Question

The combustion of benzene (L) gives CO\(_2\) (g) and H\(_2\)O (L). Given that heat of combustion of benzene at constant volume is -3263.9 kJ/mol at 25°C, heat of combustion (in kJ/mol) of benzene at constant pressure will be: (R = 8.314J\(K^-^1\) \(mol^-^1\))

• A. 4152.6
• B. 452.46
• C. 3260
• D. -3267.6

Hint:

For reactions involving gases, the heat of combustion at constant pressure is adjusted by the work done due to changes in gas volume, which is linked to the change in the number of moles of gas.

Answer 1

The Correct Option is D

Step 1: {Understanding the Problem}
The given reaction is the combustion of benzene. We are given the heat of combustion at constant volume, and we need to find the heat of combustion at constant pressure.

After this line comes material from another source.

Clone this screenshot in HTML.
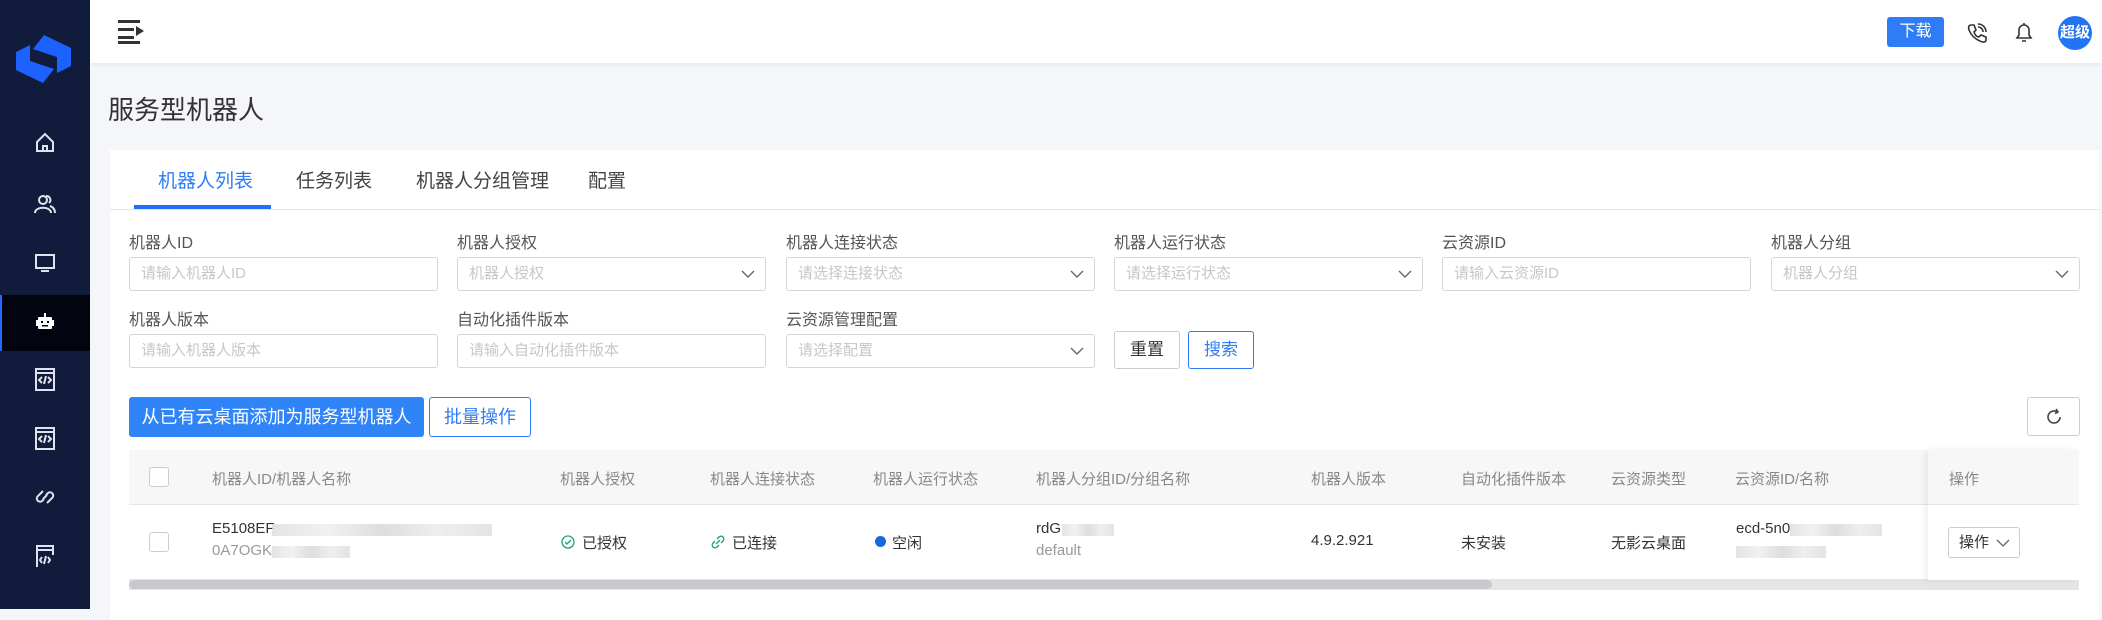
<!DOCTYPE html>
<html><head><meta charset="utf-8"><style>
*{margin:0;padding:0;box-sizing:border-box}
body{width:2102px;height:609px;overflow:hidden;background:#f5f6fa;font-family:"Liberation Sans","Noto Sans CJK SC",sans-serif;color:#333;position:relative}
.a{position:absolute;white-space:nowrap}
.side{left:0;top:0;width:90px;height:609px;background:#111b3c}
.hdr{left:90px;top:0;width:2012px;height:63px;background:#fff;box-shadow:0 2px 4px rgba(0,40,120,.06)}
.card{left:110px;top:150px;width:1989px;height:470px;background:#fff}
.lbl{font-size:16px;color:#555}
.inp{height:34px;width:309px;border:1px solid #d3d6dc;border-radius:3px;background:#fff;font-size:15px;color:#c4c7cc;padding-left:11px;line-height:32px}
.chev{position:absolute;right:10px;top:9px;width:14px;height:14px}
.btn{border:1px solid #c9ccd2;border-radius:3px;background:#fff;text-align:center;font-size:18px}
.th{font-size:15px;color:#888;top:468px}
.td{font-size:15px;color:#333}
.blur{background:linear-gradient(90deg,#ddd,#eee,#d5d5d5,#eaeaea,#ddd);height:12px;opacity:.8}
.ic{position:absolute;left:22px;width:46px;height:46px}
</style></head><body>
<div class="a side"></div>
<div class="a" style="left:0;top:295px;width:90px;height:56px;background:#02050f;border-left:2px solid #1f6bff"></div>
<svg class="a" style="left:15px;top:35px" width="57" height="48" viewBox="0 0 57 48"><path d="M29 0 L56 13 L56 31 L42 38 L42 22 L18 14 Z" fill="#1d62ff"/><path d="M28 48 L1 35 L1 17 L15 10 L15 26 L39 34 Z" fill="#1d62ff"/></svg>
<svg class="ic" style="top:120px" viewBox="0 0 46 46" fill="none" stroke="#dfe3ee" stroke-width="2"><path d="M15 22 L23 14 L31 22 V31 H15 Z M21 31 V26 H25 V31"/></svg>
<svg class="ic" style="top:182px" viewBox="0 0 46 46" fill="none" stroke="#dfe3ee" stroke-width="2"><circle cx="21" cy="18" r="4"/><path d="M13 31 C13 24 29 24 29 31"/><path d="M24 14 A4 4 0 0 1 27 21 M28 24 C31 25 33 27 33 31"/></svg>
<svg class="ic" style="top:240px" viewBox="0 0 46 46" fill="none" stroke="#dfe3ee" stroke-width="2"><rect x="14" y="15" width="18" height="13"/><path d="M19 31 H27"/></svg>
<svg class="ic" style="top:300px" viewBox="0 0 46 46" fill="#fff"><rect x="22" y="13" width="2" height="4"/><rect x="16" y="17" width="14" height="12" rx="1"/><rect x="14" y="20" width="2" height="6"/><rect x="30" y="20" width="2" height="6"/><rect x="19" y="21" width="2" height="2" fill="#02050f"/><rect x="25" y="21" width="2" height="2" fill="#02050f"/><rect x="20" y="25" width="6" height="1.5" fill="#02050f"/></svg>
<svg class="ic" style="top:356px" viewBox="0 0 46 46" fill="none" stroke="#dfe3ee" stroke-width="2"><rect x="14" y="13" width="18" height="21"/><path d="M14 17 H32 M20 21 L17 24 L20 27 M26 21 L29 24 L26 27 M24 20 L22 28"/></svg>
<svg class="ic" style="top:415px" viewBox="0 0 46 46" fill="none" stroke="#dfe3ee" stroke-width="2"><rect x="14" y="13" width="18" height="21"/><path d="M14 17 H32 M20 21 L17 24 L20 27 M26 21 L29 24 L26 27 M24 20 L22 28"/></svg>
<svg class="ic" style="top:474px" viewBox="0 0 46 46" fill="none" stroke="#dfe3ee" stroke-width="2"><path d="M21 17 L16 22 A3 3 0 0 0 20 27 L22 25 M25 29 L30 24 A3 3 0 0 0 26 19 L24 21 M21 25 L25 21"/></svg>
<svg class="ic" style="top:533px" viewBox="0 0 46 46" fill="none" stroke="#dfe3ee" stroke-width="2"><path d="M15 34 V13 H31 V22 M15 17 H31"/><path d="M20 24 L18 27 L20 30 M26 24 L28 27 L26 30 M24 23 L22 31"/></svg>
<div class="a hdr"></div>
<svg class="a" style="left:118px;top:20px" width="28" height="24" viewBox="0 0 28 24" fill="#333"><rect x="0" y="0" width="22" height="3"/><rect x="0" y="8" width="16" height="3"/><rect x="0" y="16" width="16" height="3"/><rect x="0" y="21" width="22" height="3"/><path d="M18 6 L26 11 L18 16Z"/></svg>
<div class="a" style="left:1887px;top:17px;width:57px;height:30px;background:#2f7df6;border-radius:3px;color:#fff;font-size:16px;text-align:center;line-height:30px">下载</div>
<svg class="a" style="left:1966px;top:22px" width="22" height="22" viewBox="0 0 22 22" fill="none" stroke="#333" stroke-width="1.6"><path d="M5 3 L8 3 L10 8 L8 10 C9 13 11 15 13 15 L15 13 L20 15 L20 18 C20 20 17 21 14 19 C9 17 5 13 3 8 C2 5 3 3 5 3Z"/><path d="M12 5 A5 5 0 0 1 17 10 M12 2 A8 8 0 0 1 20 10"/></svg>
<svg class="a" style="left:2014px;top:21px" width="20" height="24" viewBox="0 0 20 24" fill="none" stroke="#333" stroke-width="1.6"><path d="M3 17 H17 L15 14 V9 A5 5 0 0 0 5 9 V14 Z M8 20 H12 M10 2 V4"/></svg>
<div class="a" style="left:2058px;top:16px;width:34px;height:34px;border-radius:50%;background:#2374f5;color:#fff;font-size:15px;text-align:center;line-height:34px;font-weight:bold">超级</div>
<div class="a" style="left:108px;top:90px;font-size:26px;color:#333">服务型机器人</div>
<div class="a card"></div>
<div class="a" style="left:158px;top:166px;font-size:19px;color:#2f7df6">机器人列表</div>
<div class="a" style="left:296px;top:166px;font-size:19px;color:#444">任务列表</div>
<div class="a" style="left:416px;top:166px;font-size:19px;color:#444">机器人分组管理</div>
<div class="a" style="left:588px;top:166px;font-size:19px;color:#444">配置</div>
<div class="a" style="left:110px;top:209px;width:1989px;height:1px;background:#e3e5e9"></div>
<div class="a" style="left:134px;top:205px;width:137px;height:4px;background:#1e6ffa"></div>

<div class="a lbl" style="left:129px;top:229px">机器人ID</div>
<div class="a lbl" style="left:457px;top:229px">机器人授权</div>
<div class="a lbl" style="left:786px;top:229px">机器人连接状态</div>
<div class="a lbl" style="left:1114px;top:229px">机器人运行状态</div>
<div class="a lbl" style="left:1442px;top:229px">云资源ID</div>
<div class="a lbl" style="left:1771px;top:229px">机器人分组</div>
<div class="a inp" style="left:129px;top:257px">请输入机器人ID</div>
<div class="a inp" style="left:457px;top:257px">机器人授权<svg class="chev" viewBox="0 0 14 14"><path d="M1 4 L7 10 L13 4" fill="none" stroke="#666" stroke-width="1.4"/></svg></div>
<div class="a inp" style="left:786px;top:257px">请选择连接状态<svg class="chev" viewBox="0 0 14 14"><path d="M1 4 L7 10 L13 4" fill="none" stroke="#666" stroke-width="1.4"/></svg></div>
<div class="a inp" style="left:1114px;top:257px">请选择运行状态<svg class="chev" viewBox="0 0 14 14"><path d="M1 4 L7 10 L13 4" fill="none" stroke="#666" stroke-width="1.4"/></svg></div>
<div class="a inp" style="left:1442px;top:257px">请输入云资源ID</div>
<div class="a inp" style="left:1771px;top:257px">机器人分组<svg class="chev" viewBox="0 0 14 14"><path d="M1 4 L7 10 L13 4" fill="none" stroke="#666" stroke-width="1.4"/></svg></div>

<div class="a lbl" style="left:129px;top:306px">机器人版本</div>
<div class="a lbl" style="left:457px;top:306px">自动化插件版本</div>
<div class="a lbl" style="left:786px;top:306px">云资源管理配置</div>
<div class="a inp" style="left:129px;top:334px">请输入机器人版本</div>
<div class="a inp" style="left:457px;top:334px">请输入自动化插件版本</div>
<div class="a inp" style="left:786px;top:334px">请选择配置<svg class="chev" viewBox="0 0 14 14"><path d="M1 4 L7 10 L13 4" fill="none" stroke="#666" stroke-width="1.4"/></svg></div>
<div class="a btn" style="left:1114px;top:331px;width:66px;height:38px;line-height:36px;font-size:17px">重置</div>
<div class="a btn" style="left:1188px;top:331px;width:66px;height:38px;line-height:36px;font-size:17px;border-color:#2f7df6;color:#2f7df6">搜索</div>

<div class="a" style="left:129px;top:397px;width:295px;height:40px;background:#2f84f8;border-radius:3px;color:#fff;font-size:18px;text-align:center;line-height:40px">从已有云桌面添加为服务型机器人</div>
<div class="a btn" style="left:429px;top:397px;width:102px;height:40px;line-height:38px;border-color:#2f7df6;color:#2f7df6">批量操作</div>
<div class="a btn" style="left:2027px;top:397px;width:53px;height:39px"><svg style="margin-top:10px" width="18" height="18" viewBox="0 0 18 18" fill="none" stroke="#444" stroke-width="1.6"><path d="M15 9 A6 6 0 1 1 12 3.8"/><path d="M11 1 L13 4 L10 5.5"/></svg></div>

<div class="a" style="left:129px;top:450px;width:1950px;height:55px;background:#f7f7f8;border-bottom:1px solid #e3e5e9"></div>
<div class="a" style="left:149px;top:467px;width:20px;height:20px;border:1px solid #c9ccd2;border-radius:3px;background:#fff"></div>
<div class="a th" style="left:212px">机器人ID/机器人名称</div>
<div class="a th" style="left:560px">机器人授权</div>
<div class="a th" style="left:710px">机器人连接状态</div>
<div class="a th" style="left:873px">机器人运行状态</div>
<div class="a th" style="left:1036px">机器人分组ID/分组名称</div>
<div class="a th" style="left:1311px">机器人版本</div>
<div class="a th" style="left:1461px">自动化插件版本</div>
<div class="a th" style="left:1611px">云资源类型</div>
<div class="a th" style="left:1735px">云资源ID/名称</div>

<div class="a" style="left:149px;top:532px;width:20px;height:20px;border:1px solid #c9ccd2;border-radius:3px;background:#fff"></div>
<div class="a td" style="left:212px;top:520px">E5108EF</div>
<div class="a blur" style="left:272px;top:524px;width:220px"></div>
<div class="a td" style="left:212px;top:542px;color:#999">0A7OGK</div>
<div class="a blur" style="left:272px;top:546px;width:78px"></div>
<svg class="a" style="left:561px;top:535px" width="14" height="14" viewBox="0 0 14 14" fill="none" stroke="#1aa36f" stroke-width="1.3"><circle cx="7" cy="7" r="6"/><path d="M4 7 L6 9 L10 5"/></svg>
<div class="a td" style="left:582px;top:532px">已授权</div>
<svg class="a" style="left:711px;top:535px" width="14" height="14" viewBox="0 0 14 14" fill="none" stroke="#1aa36f" stroke-width="1.3"><path d="M6 4 L8 2 A2 2 0 0 1 12 6 L10 8 M8 10 L6 12 A2 2 0 0 1 2 8 L4 6 M5 9 L9 5"/></svg>
<div class="a td" style="left:732px;top:532px">已连接</div>
<div class="a" style="left:875px;top:536px;width:11px;height:11px;border-radius:50%;background:#1569d8"></div>
<div class="a td" style="left:892px;top:532px">空闲</div>
<div class="a td" style="left:1036px;top:520px">rdG</div>
<div class="a blur" style="left:1062px;top:524px;width:52px"></div>
<div class="a td" style="left:1036px;top:542px;color:#999">default</div>
<div class="a td" style="left:1311px;top:532px">4.9.2.921</div>
<div class="a td" style="left:1461px;top:532px">未安装</div>
<div class="a td" style="left:1611px;top:532px">无影云桌面</div>
<div class="a td" style="left:1736px;top:520px">ecd-5n0</div>
<div class="a blur" style="left:1790px;top:524px;width:92px"></div>
<div class="a blur" style="left:1736px;top:546px;width:90px"></div>

<div class="a" style="left:129px;top:579px;width:1950px;height:11px;background:#e5e5e7"></div>
<div class="a" style="left:129px;top:580px;width:1363px;height:9px;background:#c8c9cc;border-radius:5px"></div>

<div class="a" style="left:1928px;top:450px;width:151px;height:130px;background:#fff;box-shadow:-4px 0 6px rgba(0,0,0,.06)"></div>
<div class="a" style="left:1928px;top:450px;width:151px;height:55px;background:#f7f7f8;border-bottom:1px solid #e3e5e9"></div>
<div class="a th" style="left:1949px">操作</div>
<div class="a" style="left:1948px;top:527px;width:72px;height:31px;border:1px solid #c9ccd2;border-radius:3px;font-size:15px;line-height:29px;padding-left:10px">操作<svg style="position:absolute;left:47px;top:9px" width="14" height="12" viewBox="0 0 14 12"><path d="M1 3 L7 9 L13 3" fill="none" stroke="#666" stroke-width="1.3"/></svg></div>
</body></html>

For the combustion of benzene: \[ {C}_6{H}_6(l) + \frac{15}{2} {O}_2(g) \rightarrow 6{CO}_2(g) + 3{H}_2{O}(l) \] Step 2: {Using the Relation between Heat at Constant Volume and Pressure}
The change in enthalpy is related to the change in internal energy by the equation: \[ \Delta H = \Delta U + \Delta n_{{g}} RT \] where \( \Delta n_{{g}} \) is the change in the number of moles of gas between products and reactants. In the given reaction, we calculate the change in the number of moles of gas: \[ \Delta n_{{g}} = (6 { mol CO}_2) - \left( \frac{15}{2} { mol O}_2 \right) = 6 - 7.5 = -1.5 \] Thus, we have: \[ \Delta H = \Delta U + (-1.5) \times (8.314 \times 10^{-3} \times 298) \] \[ \Delta H = -3263.9 + (-1.5) \times 2.478 \approx -3267.6 \, {kJ/mol} \] Thus, the correct answer is (D).